I don’t suppose that comment will form part of BCE’s presentation when they go before the CRTC on February 25, 2008 to seek approval for this sale, since the CRTC’s role is to uphold the legislated goals of the Telecommunications Act. Providence will own 32% of BCE, Madison Dearborn 9% and Merrill Lynch an unspecified lesser amount.

The other adverse outcome of the leveraged buyout of BCE is that the $34.8 billion purchase price for the equity of BCE is being funded with a mere $6.7 in equity and the remaining $28.1 billion is borrowed money. This borrowed money comes from the company itself and not from the equity purchasers, hence the name leveraged buyout. As such the $28.1 billion in new debt used to fund the leveraged buyout will be in addition to the already $10 billion in outstanding debt. As such, these new buyers are purchasing a $52 billion acquisition wih less than $7 billion of cash.

As a consequence BCE will go from being an investment grade credit borrower that had complete access to the equity markets to one whose debt will be rated as junk bond status and with no access to public equity markets. It’s no wonder the bondholders are suing, since such an outcome was never foreseeable in their wildest dreams. This outcome is also counter to the other policy objective of the Telecommunications Act which is “to promote the efficiency and competitiveness of Canadian telecommunications”.

Given the capital intensive nature and rapid technological changes in telecommunications that will be a difficult objective for the privatized BCE to fulfill, given its new high cost of capital that it will be burdened with both in terms of the high cost of equity capital and the exceedingly high return thresholds of private equity and the burdensome cost of BCE’s sub prime debt ratings otherwise known as junk bonds. Meanwhile an alternative exists known as the Catalyst Proposal that averts all of these negative outcomes. Catalyst intends to intervene before the CRTC to acquaint them with the choice that is available to BCE as the country’s largest telecom carrier.

In order to be successful in bringing together this leveraged buyout, the leveraged buyout consortium needed two things in the immediate term Shareholder approval and a syndicate of lenders to provide the $28.1 billion leveraged buyout loan. To achive the latter, the Teacher’s consortium turned to a group of 50 banks led by Citibank, Deutshe Bank and Royal bank of Scotland. Of these 50 banks, TD Bank was unique in that it was both a shareholder of the company to be acquired and a lender to the group who was acquiring BCE. Furthermore TD Bank wasn’t just simply a garden variety lender to the buying group, it was what is known as a bridge equity lender, which carried with it risks and rewards that were greater and which were exclusively tied to approval by BCE shareholders of which it is one.

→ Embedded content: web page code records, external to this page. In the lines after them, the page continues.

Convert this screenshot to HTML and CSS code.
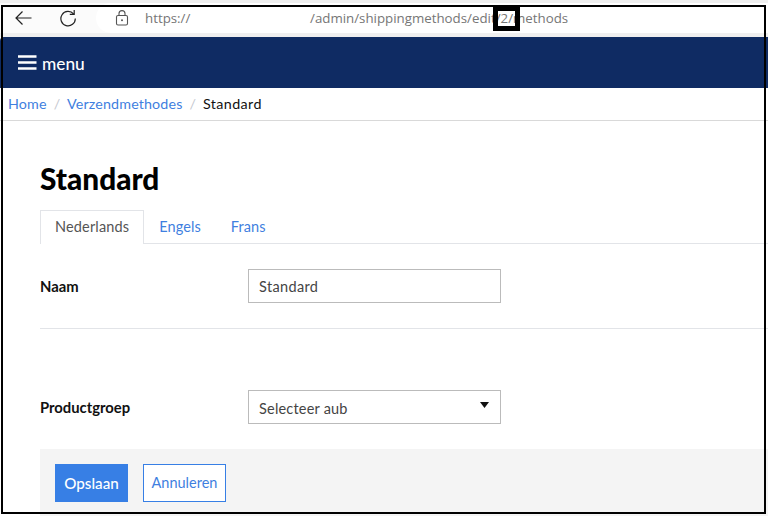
FILE: index.html
```html
<!DOCTYPE html>
<html lang="nl">
<head>
<meta charset="utf-8">
<title>Standard</title>
<link rel="stylesheet" href="styles.css">
</head>
<body>
<div class="browser">
  <svg class="ico back" width="20" height="16" viewBox="0 0 20 16"><path d="M17.5 8H2M8.5 1.500 2 8l6.500 6.500" fill="none" stroke="#222" stroke-width="1.2"/></svg>
  <svg class="ico reload" width="18" height="18" viewBox="0 0 18 18"><path d="M14.600 5A7.200 7.200 0 1 0 16.300 9.500" fill="none" stroke="#222" stroke-width="1.2"/><path d="M15.200 1v4.400h-4.400" fill="none" stroke="#222" stroke-width="1.2"/></svg>
  <div class="address">
    <svg class="lock" width="14" height="16" viewBox="0 0 14 16"><rect x="1.500" y="5.500" width="11" height="9.500" rx="1.500" fill="none" stroke="#555" stroke-width="1.1"/><path d="M4 5.500V3.600a3 3 0 0 1 6 0v1.900" fill="none" stroke="#555" stroke-width="1.1"/><circle cx="7" cy="10.200" r="1" fill="#555"/></svg>
    <span class="scheme">https://</span>
    <span class="path">/admin/shippingmethods/edit/2/methods</span>
  </div>
</div>
<header class="topbar">
  <svg class="burger" width="19" height="15" viewBox="0 0 19 15"><path d="M0 1.500h18.500M0 7.500h18.500M0 13.500h18.500" stroke="#fff" stroke-width="2.4"/></svg>
  <span class="menu-label">menu</span>
</header>
<nav class="crumbs">
  <a class="link">Home</a><span class="sep">/</span><a class="link">Verzendmethodes</a><span class="sep">/</span><span class="current">Standard</span>
</nav>
<main class="content">
  <h1 class="title">Standard</h1>
  <div class="tabs">
    <span class="tab active">Nederlands</span>
    <span class="tab">Engels</span>
    <span class="tab">Frans</span>
  </div>
  <div class="row name-row">
    <label class="label">Naam</label>
    <div class="control">Standard</div>
  </div>
  <hr class="rule">
  <div class="row group-row">
    <label class="label">Productgroep</label>
    <div class="control select">Selecteer aub<svg class="caret" width="9" height="6" viewBox="0 0 9 6"><path d="M0 0h9L4.500 6z" fill="#111"/></svg></div>
  </div>
  <div class="actions">
    <button class="btn primary">Opslaan</button>
    <button class="btn outline">Annuleren</button>
  </div>
</main>
<div class="frame"></div>
<div class="redact"></div>
</body>
</html>
```
FILE: styles.css
```css
* { box-sizing: border-box; }
html, body { margin: 0; height: 516px; overflow: hidden; background: #fff; }
body { font-family: "Lato", "Liberation Sans", sans-serif; color: #111; font-size: 14.5px; position: relative; }

.browser { height: 37px; background: #fbfbfb; display: flex; align-items: center; padding: 0 0 0 14px; border-top: 3px solid #efefef; border-bottom: 4px solid #efefef; }
.ico { flex: none; }
.back { margin-right: 25px; }
.reload { margin-right: 19px; }
.address { flex: 1; height: 30px; background: #fff; border-radius: 15px 0 0 15px; display: flex; align-items: center; padding-left: 19px; font-family: "Open Sans", sans-serif; font-size: 13.3px; color: #767676; }
.lock { margin-right: 16px; }
.scheme { width: 165px; }

.topbar { height: 51px; background: #0f2b63; display: flex; align-items: center; padding: 0 0 1px 18px; border-top-left-radius: 4px; }
.burger { margin-right: 5px; }
.menu-label { color: #fff; font-size: 17.3px; font-weight: 500; padding-top: 2px; }

.crumbs { height: 33px; border-bottom: 1px solid #d9d9d9; padding: 0 0 2px 8px; display: flex; align-items: center; font-size: 14.3px; }
.link { color: #3f7fe0; letter-spacing: .13px; }
.sep { color: #c4c8cf; margin: 0 7px; }
.current { color: #111; letter-spacing: .4px; }

.content { padding: 40px 0 0 40px; }
.title { margin: 0 0 13px; font-size: 29.8px; font-weight: 900; line-height: 36px; color: #000; }
.tabs { display: flex; height: 34px; border-bottom: 1px solid #e2e4e8; }
.tab { height: 34px; padding: 0 14px; line-height: 32px; color: #3f7fe0; border: 1px solid transparent; border-bottom: 0; letter-spacing: .1px; }
.tab.active { color: #555; background: #fff; border-color: #e2e4e8; letter-spacing: .15px; }

.row { display: flex; align-items: center; height: 34px; }
.name-row { margin-top: 25px; }
.label { width: 208px; flex: none; font-weight: 700; color: #111; font-size: 14.8px; padding-bottom: 1px; }
.control { width: 253px; height: 34px; border: 1px solid #bbb; padding: 0 10px; line-height: 33px; color: #444; position: relative; letter-spacing: .35px; }
.select { line-height: 35px; letter-spacing: .2px; }
.caret { position: absolute; right: 11px; top: 11px; }
.rule { margin: 25px 0 0; border: 0; border-top: 1px solid #e2e4e8; }
.group-row { margin-top: 61px; }

.actions { margin-top: 25px; height: 70px; background: #f4f4f4; padding: 15px; display: flex; gap: 15px; align-items: flex-start; }
.btn { height: 38px; font: inherit; padding: 0 0 1px; border: 1px solid #377fe5; }
.primary { width: 73px; background: #377fe5; color: #fff; font-weight: 500; font-size: 15.2px; }
.outline { width: 83px; background: #fff; color: #3f7fe0; font-size: 14.5px; }

.frame { position: absolute; left: 1px; top: 5px; width: 765px; height: 509px; border: 2px solid #000; pointer-events: none; }
.redact { position: absolute; left: 493px; top: 5px; width: 27px; height: 26px; border: 5px solid #000; border-top-width: 6px; pointer-events: none; }
```
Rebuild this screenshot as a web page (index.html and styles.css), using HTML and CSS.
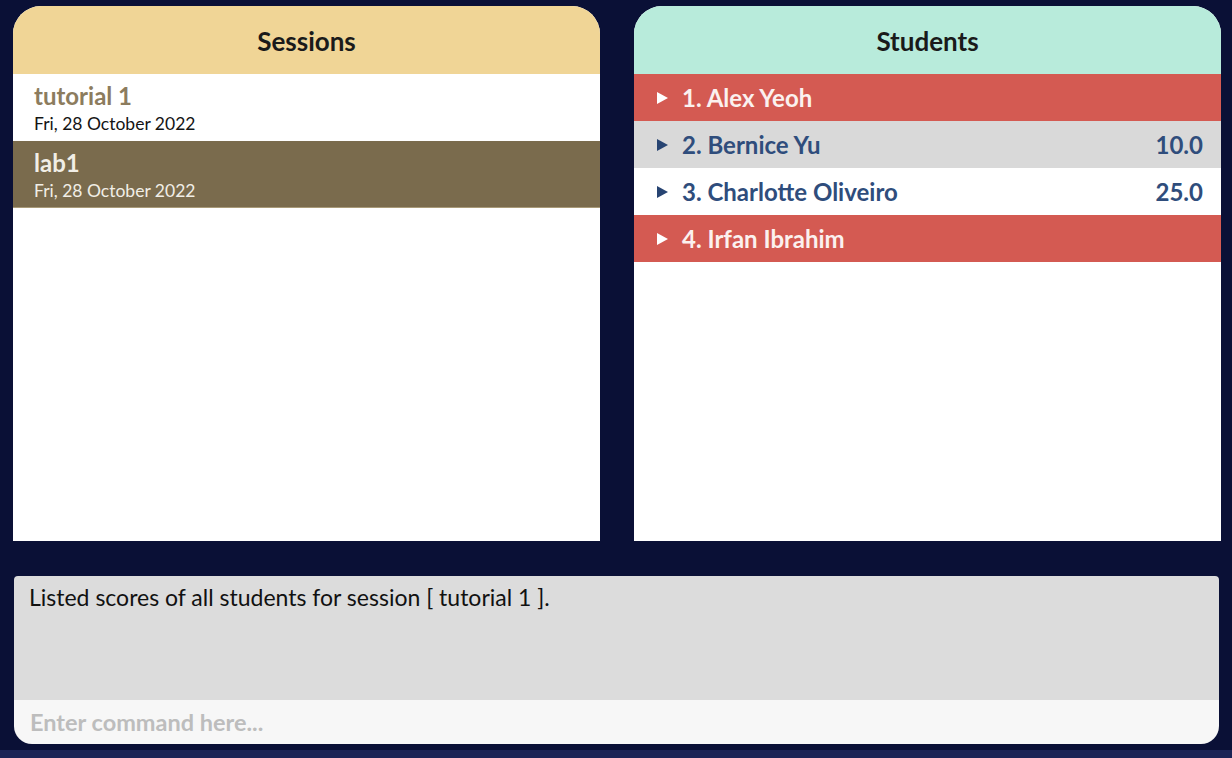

In fact TD Bank’s TD Asset Management is the second largest shareholder of BCE with 46 million shares, next only to Teachers’ who owns 50 million shares. However unlike Teachers’, TD Bank is not the beneficial owner of these 46 million shares that are registered in its name. Nor are TD Asset Management’s clients’ the beneficial owners of these shares. In fact a very large portion of these shares are shares that are held passively by TD Bank as part of an TSX index portfolio that it is the custodian of and in which BCE is one of the most heavily indexed wighted stocks. Meanwhile it still gets to vote these shares, as if they were the owner. That's hardly kosher.

So the question then becomes, is it merely coincidence or a conflict of interest that TD bank is reported to be the only Canadian Bank amongst a syndicate of 50 banks and certainly the only Canadian Bank with the lucrative and yet high risk role bridge equity provider, whose very risk and reward is determined by the outcome of a successful shareholders’ vote. At the very least, TD Bank should have dealt with this conflict of interest and/or perceived conflict of interest by asking that the shares that they hold passively as part of a passive index portfolio be excluded from the vote tally for purposes of approving a deal, whose outcome affected them in a significant collateral way, namely as a bridge equity provider.


Dr Mike said...

I can now see why mom & pop shareholder have virtually no say in this kind of deal--of the 805 million outstanding shares , Teachers & TD bank hold 12% of the shares--now that is what I call voting power.

The fact that TD bank is a shareholder & also the lender seems to smack of a definite conflict of interest--that is like if You & I & 2 other guys owned a piece of property--I also have a bunch of cash in reserve--say there are several people bidding on the property & they all need to borrow the money to buy it--I , having the money to lend , stand to benefit by lending the money & by who it is lent to & by also selling the land--my lending the money gives me inordinate power conflicting the sale.

It appears to me that TD is a winner in several ways making this a direct conflict of interest.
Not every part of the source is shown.